I remember the beehive that was camouflaged into the ground of a particular field in perpendicular view from the balcony of our home, when all us had awoken the beast I can only imagine the sight of seeing us all running and screaming our heads off from the balcony as we ran for our lives away from the angry hive. Memories like that are scattered around the countryside of Ireland, they will echo as I stroll past them and now that I am older I can really appreciate them. Although all the hideouts and treehouses are dismantled, the trails that were grinded down are now full of vegetation again, It’s the clean air and the bright stars that haven’t changed.
Although isolation has for now stopped me from revisiting those actual areas of my past I remember them as I walk through the bogland surrounding my Mams house where I know I would have been in my element too when I was younger.

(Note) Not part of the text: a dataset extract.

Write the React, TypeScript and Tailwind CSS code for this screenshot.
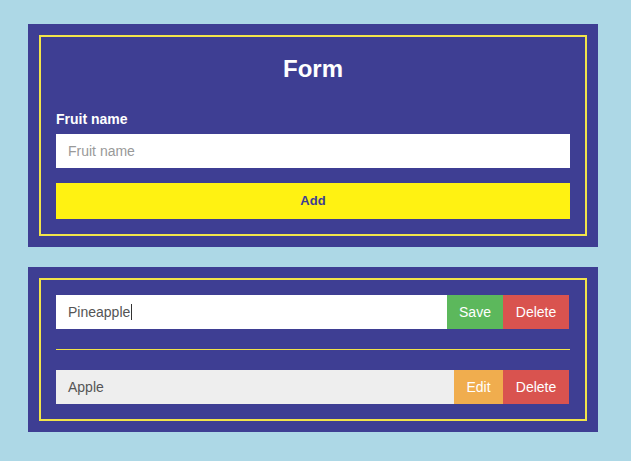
export default function App() {
  return (
    <div className="min-h-[461px] w-[631px] bg-[#add8e6] pt-[24px] pl-[28px] font-['Liberation_Sans',Arial,sans-serif]">
      <div className="w-[570px] bg-[#3e3e93] p-[11px]">
        <div className="border-2 border-[#f2e44a] px-[15px] pt-[17px] pb-[15px]">
          <h1 className="text-center text-[24px] leading-[29px] font-bold text-white">Form</h1>
          <div className="mt-[28px] text-[14px] leading-[17px] font-bold text-white">Fruit name</div>
          <div className="mt-[6px] flex h-[34px] items-center bg-white px-[12px] text-[14px] text-[#999]">Fruit name</div>
          <div className="mt-[15px] flex h-[36px] items-center justify-center bg-[#fff212] text-[13px] font-bold text-[#3e3e93]">Add</div>
        </div>
      </div>
      <div className="mt-[20px] w-[570px] bg-[#3e3e93] p-[11px]">
        <div className="border-2 border-[#f2e44a] px-[15px] py-[15px]">
          <div className="flex h-[34px] pr-[1px]">
            <div className="flex flex-1 items-center bg-white px-[12px] text-[14px] text-[#555]">
              Pineapple<span className="ml-[1px] inline-block h-[16px] w-[1px] bg-[#333]" />
            </div>
            <div className="flex w-[56px] items-center justify-center bg-[#5cb85c] text-[14px] text-white">Save</div>
            <div className="flex w-[66px] items-center justify-center bg-[#d9534f] text-[14px] text-white">Delete</div>
          </div>
          <div className="mt-[20px] h-[1px] bg-[#f2e44a]" />
          <div className="mt-[20px] flex h-[34px] pr-[1px]">
            <div className="flex flex-1 items-center bg-[#eeeeee] px-[12px] text-[14px] text-[#555]">Apple</div>
            <div className="flex w-[49px] items-center justify-center bg-[#f0ad4e] text-[14px] text-white">Edit</div>
            <div className="flex w-[66px] items-center justify-center bg-[#d9534f] text-[14px] text-white">Delete</div>
          </div>
        </div>
      </div>
    </div>
  );
}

I am still drawn to those picturesque areas and the crisp clean air, and I really appreciate the little bird houses built into the trees to shelter the birds in the bitter winter. I still sometimes walk past a particular tree and think – that would have been a good one.
This weeks Kick About over at Reds Kingdom is the gorgeous illustrations by Eric Ravilious entitled High Street (1938). I drew one of my favourite places to have a drink or ten with my friends during the Christmas back in my home turf in shop street Galway city – a place that is always bustling with the right amount of life. It will certainly be different this year but Ravilious illustrations made me think back to those bitter winter nights where our bellies would be warm with booze and the sound of buskers filled the cobbled streets.